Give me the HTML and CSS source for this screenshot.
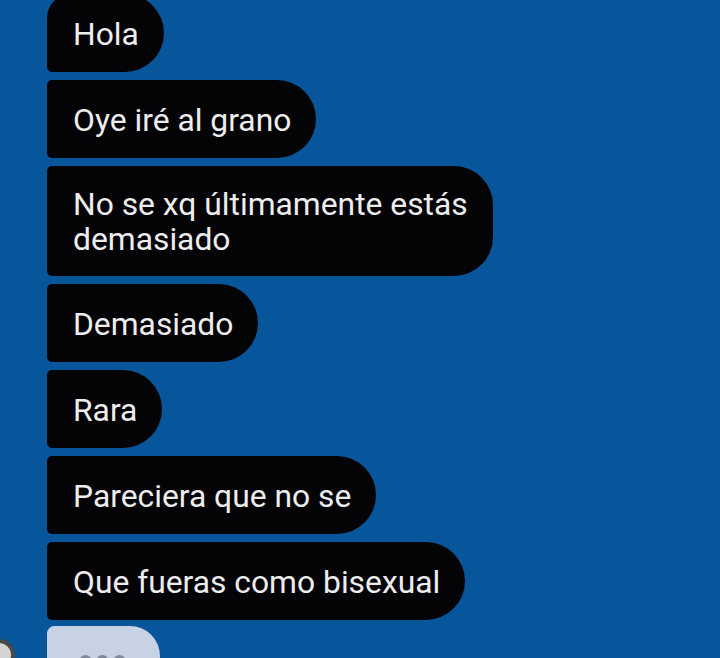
FILE: index.html
```html
<!DOCTYPE html>
<html lang="es">
<head>
<meta charset="utf-8">
<title>Chat</title>
<link rel="stylesheet" href="styles.css">
</head>
<body>
<div class="chat">
  <div class="bubble first">Hola</div>
  <div class="bubble">Oye iré al grano</div>
  <div class="bubble multi">No se xq últimamente estás<br>demasiado</div>
  <div class="bubble">Demasiado</div>
  <div class="bubble">Rara</div>
  <div class="bubble">Pareciera que no se</div>
  <div class="bubble">Que fueras como bisexual</div>
  <div class="typing-row">
    <div class="avatar"></div>
    <div class="typing">
      <span class="dot"></span><span class="dot"></span><span class="dot"></span>
    </div>
  </div>
</div>
</body>
</html>
```
FILE: styles.css
```css
html, body {
  margin: 0;
  padding: 0;
  height: 658px;
  overflow: hidden;
  background: #07559a;
}
.chat {
  display: flex;
  flex-direction: column;
  align-items: flex-start;
  gap: 8px;
  padding-left: 47px;
  margin-top: -6px;
}
.bubble {
  background: #040407;
  color: #ededed;
  font-family: Roboto, "Noto Sans", sans-serif;
  font-size: 31.8px;
  line-height: 34px;
  padding: 23px 25px 21px 26px;
  border-radius: 5px 39px 39px 5px;
}
.bubble.first {
  border-top-left-radius: 24px;
}
.bubble.multi {
  line-height: 35px;
  padding-top: 21px;
  padding-bottom: 19px;
}
.typing-row {
  display: flex;
  align-items: flex-start;
  margin-top: -2px;
}
.avatar {
  width: 32px;
  height: 32px;
  border-radius: 50%;
  background: #d4d4d4;
  border: 4px solid #4a4a4a;
  box-sizing: border-box;
  margin-left: -64px;
  margin-right: 32px;
  margin-top: 13px;
}
.typing {
  width: 113px;
  height: 60px;
  background: #c7d2e4;
  border-radius: 8px 32px 32px 8px;
  display: flex;
  gap: 4px;
  padding-left: 32px;
  padding-top: 29px;
  box-sizing: border-box;
}
.dot {
  width: 13px;
  height: 13px;
  border-radius: 50%;
  background: #7f8897;
}
```
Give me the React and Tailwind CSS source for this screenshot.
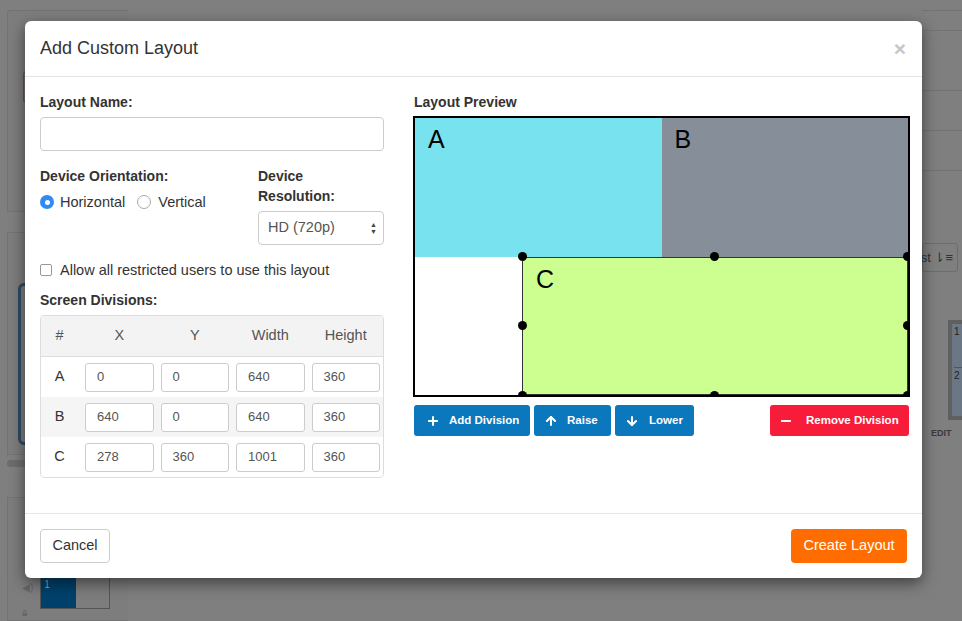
import { Plus, ArrowUp, ArrowDown, Minus } from 'lucide-react'

const DIVISIONS = [
  { id: 'A', x: 0, y: 0, w: 640, h: 360, color: '#78e2ef' },
  { id: 'B', x: 640, y: 0, w: 640, h: 360, color: '#868f99' },
  { id: 'C', x: 278, y: 360, w: 1001, h: 360, color: '#ccff8f' },
]

const SELECTED = 'C'

function Field({ value }) {
  return (
    <div className="h-[29px] border border-[#ccc] rounded-[3px] bg-white flex items-center pl-[11px] text-[13px] text-[#555]">
      {value}
    </div>
  )
}

function Handles() {
  const spots = [
    'left-0 top-0', 'left-1/2 top-0', 'left-full top-0',
    'left-0 top-1/2', 'left-full top-1/2',
    'left-0 top-full', 'left-1/2 top-full', 'left-full top-full',
  ]
  return spots.map((c, i) => (
    <span key={i} className={`absolute ${c} w-[9px] h-[9px] -ml-[4.5px] -mt-[4.5px] rounded-full bg-black`} />
  ))
}

const box = (d) => ({
  left: `${(d.x / 1280) * 100}%`,
  top: `${(d.y / 720) * 100}%`,
  width: `${(d.w / 1280) * 100}%`,
  height: `${(d.h / 720) * 100}%`,
})

function Preview() {
  return (
    <div className="w-[497px] h-[281px] border-2 border-black bg-white relative">
      <div className="absolute inset-0">
        {DIVISIONS.map((d) => (
          <div
            key={d.id}
            className={`absolute ${d.id === SELECTED ? 'border border-[#333]' : ''}`}
            style={{ ...box(d), background: d.color }}
          >
            <span className="absolute left-[13px] top-[9px] text-[25px] leading-none text-black">{d.id}</span>
          </div>
        ))}
      </div>
      <div className="absolute inset-0 overflow-hidden pointer-events-none">
        {DIVISIONS.filter((d) => d.id === SELECTED).map((d) => (
          <div key={d.id} className="absolute" style={box(d)}>
            <Handles />
          </div>
        ))}
      </div>
    </div>
  )
}

function Background() {
  return (
    <div className="absolute inset-0 bg-[#7f7f7f] flex">
      <div className="w-[128px] pl-[7px] pt-[10px] flex flex-col gap-[20px]">
        <div className="h-[204px] border border-[#737373] border-r-0 rounded-tl-[3px] bg-[#7d7d7d] pl-[15px] pt-[60px]">
          <div className="w-[10px] h-[32px] border border-[#804848] rounded-[3px] bg-[#7a6d6d]" />
        </div>
        <div className="h-[225px] border border-[#737373] border-r-0 bg-[#7d7d7d] pt-[50px] pl-[10px]">
          <div className="w-[30px] h-[162px] border-[3px] border-[#2e4b63] rounded-[6px]" />
        </div>
        <div className="h-[7px] -mt-[15px] bg-[#6d6d6d] rounded-full" />
        <div className="flex-1 border border-[#737373] border-r-0 bg-[#7d7d7d] mt-[10px] pt-[78px] pl-[14px] flex gap-[4px]">
          <div className="flex flex-col gap-[10px] text-[#666] text-[10px] pt-[4px]">
            <span>◀)</span>
            <span>🔒︎</span>
          </div>
          <div className="w-[70px] h-[33px] border border-[#555] ml-[3px]">
            <div className="w-[35px] h-[31px] bg-[#00416b] text-[#8aa] text-[10px] pl-[3px]">1</div>
          </div>
        </div>
      </div>
      <div className="flex-1" />
      <div className="w-[40px] pt-[10px] flex flex-col overflow-hidden">
        <div className="h-[20px] border-t border-[#737373]" />
        <div className="h-[60px] border-t border-[#737373]" />
        <div className="h-[40px] border-t border-[#737373]" />
        <div className="h-[40px] border-t border-[#737373]" />
        <div className="h-[73px] border-t border-[#737373]" />
        <div className="h-[29px] w-[36px] border border-[#6c6c6c] rounded-[3px] text-[13px] text-[#333] flex items-center justify-end pr-[4px] whitespace-nowrap">st ⇂≡</div>
        <div className="h-[48px]" />
        <div className="w-[20px] h-[100px] ml-[26px] border-[4px] border-[#5f5f5f] bg-[#6b7784] text-[10px] text-[#222] pl-[2px]">
          <div className="h-[44px] border-b border-[#555]">1</div>
          <div>2</div>
        </div>
        <div className="text-[9px] font-bold text-[#3a3a3a] mt-[7px] ml-[9px]">EDIT</div>
      </div>
    </div>
  )
}

export default function App() {
  return (
    <div className="w-[962px] h-[621px] relative overflow-hidden" style={{ fontFamily: '"Liberation Sans", Arial, sans-serif' }}>
      <Background />
      <div className="absolute left-[25px] top-[21px] w-[897px] h-[557px] bg-white rounded-[6px] shadow-[0_5px_15px_rgba(0,0,0,0.5)] flex flex-col text-[#333]">
        <div className="h-[56px] px-[15px] border-b border-[#e5e5e5] flex items-center justify-between">
          <h4 className="text-[18px]">Add Custom Layout</h4>
          <span className="text-[21px] font-bold text-[#c6c6c6] leading-none pr-[1px]">×</span>
        </div>

        <div className="flex-1 pl-[15px] pt-[15px] flex gap-[29px]">
          <div className="w-[344px] shrink-0 flex flex-col text-[14.5px]">
            <label className="font-bold leading-5 text-[14px]">Layout Name:</label>
            <div className="mt-[5px] h-[34px] border border-[#ccc] rounded-[4px]" />

            <div className="mt-[15px] flex">
              <div className="w-[218px]">
                <div className="font-bold leading-5 text-[14px]">Device Orientation:</div>
                <div className="mt-[6px] flex items-center leading-5">
                  <span className="w-[14px] h-[14px] rounded-full bg-[#2f8af5] flex items-center justify-center">
                    <span className="w-[5px] h-[5px] rounded-full bg-white" />
                  </span>
                  <span className="ml-[6px]">Horizontal</span>
                  <span className="ml-[12px] w-[14px] h-[14px] rounded-full border border-[#aaa] bg-white" />
                  <span className="ml-[7px]">Vertical</span>
                </div>
              </div>
              <div className="flex-1">
                <div className="font-bold leading-5 text-[14px]">Device<br />Resolution:</div>
                <div className="mt-[5px] h-[34px] border border-[#ccc] rounded-[4px] flex items-center justify-between pl-[9px] pr-[6px] text-[14.5px] text-[#555]">
                  <span>HD (720p)</span>
                  <span className="flex flex-col text-[7px] leading-[7px] text-[#444]">
                    <span>▲</span>
                    <span>▼</span>
                  </span>
                </div>
              </div>
            </div>

            <div className="mt-[15px] flex items-center leading-5">
              <span className="w-[12px] h-[12px] border border-[#999] rounded-[2px] bg-white" />
              <span className="ml-[8px]">Allow all restricted users to use this layout</span>
            </div>

            <div className="mt-[10px] font-bold leading-5 text-[14px]">Screen Divisions:</div>
            <div className="mt-[5px] border border-[#ddd] rounded-[4px] overflow-hidden">
              <div className="h-[41px] bg-[#f3f3f3] border-b border-[#ddd] grid grid-cols-[37px_repeat(4,1fr)] gap-[7px] pr-[3px] items-center text-center text-[#555]">
                <span>#</span>
                <span>X</span>
                <span>Y</span>
                <span>Width</span>
                <span>Height</span>
              </div>
              {[
                ['A', '0', '0', '640', '360'],
                ['B', '640', '0', '640', '360'],
                ['C', '278', '360', '1001', '360'],
              ].map((row, i) => (
                <div
                  key={row[0]}
                  className={`h-[40px] grid grid-cols-[37px_repeat(4,1fr)] gap-[7px] pr-[3px] items-center ${i === 1 ? 'bg-[#f5f5f5]' : 'bg-white'}`}
                >
                  <span className="text-center">{row[0]}</span>
                  {row.slice(1).map((v, j) => (
                    <Field key={j} value={v} />
                  ))}
                </div>
              ))}
            </div>
          </div>

          <div className="w-[497px] shrink-0 flex flex-col">
            <div className="font-bold leading-5 text-[14px] pl-[1px]">Layout Preview</div>
            <div className="mt-[4px]">
              <Preview />
            </div>
            <div className="mt-[8px] flex items-center pl-[1px] pr-[1px] text-[11.5px] font-bold text-white">
              <button className="h-[31px] w-[116px] bg-[#0b77bd] rounded-[3px] flex items-center pl-[12px] gap-[9px]">
                <Plus size={14} strokeWidth={3.5} />
                Add Division
              </button>
              <button className="ml-[4px] h-[31px] w-[77px] bg-[#0b77bd] rounded-[3px] flex items-center pl-[10px] gap-[9px]">
                <ArrowUp size={14} strokeWidth={3.5} />
                Raise
              </button>
              <button className="ml-[4px] h-[31px] w-[79px] bg-[#0b77bd] rounded-[3px] flex items-center pl-[10px] gap-[10px]">
                <ArrowDown size={14} strokeWidth={3.5} />
                Lower
              </button>
              <div className="flex-1" />
              <button className="h-[31px] w-[139px] bg-[#f71c3a] rounded-[3px] flex items-center pl-[9px] gap-[13px]">
                <Minus size={14} strokeWidth={3.5} />
                Remove Division
              </button>
            </div>
          </div>
        </div>

        <div className="h-[65px] border-t border-[#e5e5e5] px-[15px] flex items-center justify-between text-[14.5px]">
          <button className="h-[34px] w-[70px] border border-[#ccc] rounded-[4px] bg-white text-[#333]">Cancel</button>
          <button className="h-[34px] w-[116px] rounded-[4px] bg-[#ff6d00] text-white">Create Layout</button>
        </div>
      </div>
    </div>
  )
}
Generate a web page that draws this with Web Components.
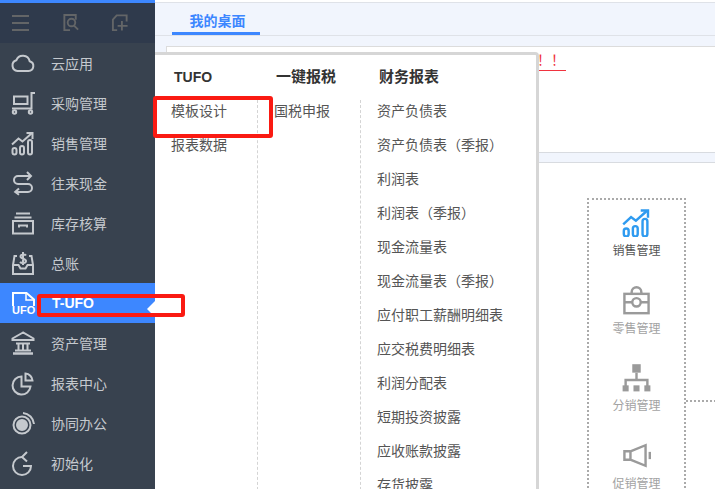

------------------------------------------------

# Task statement
Of all the lines in the listing above, how many include "source"? Write only the number.

# Result of this exercise
2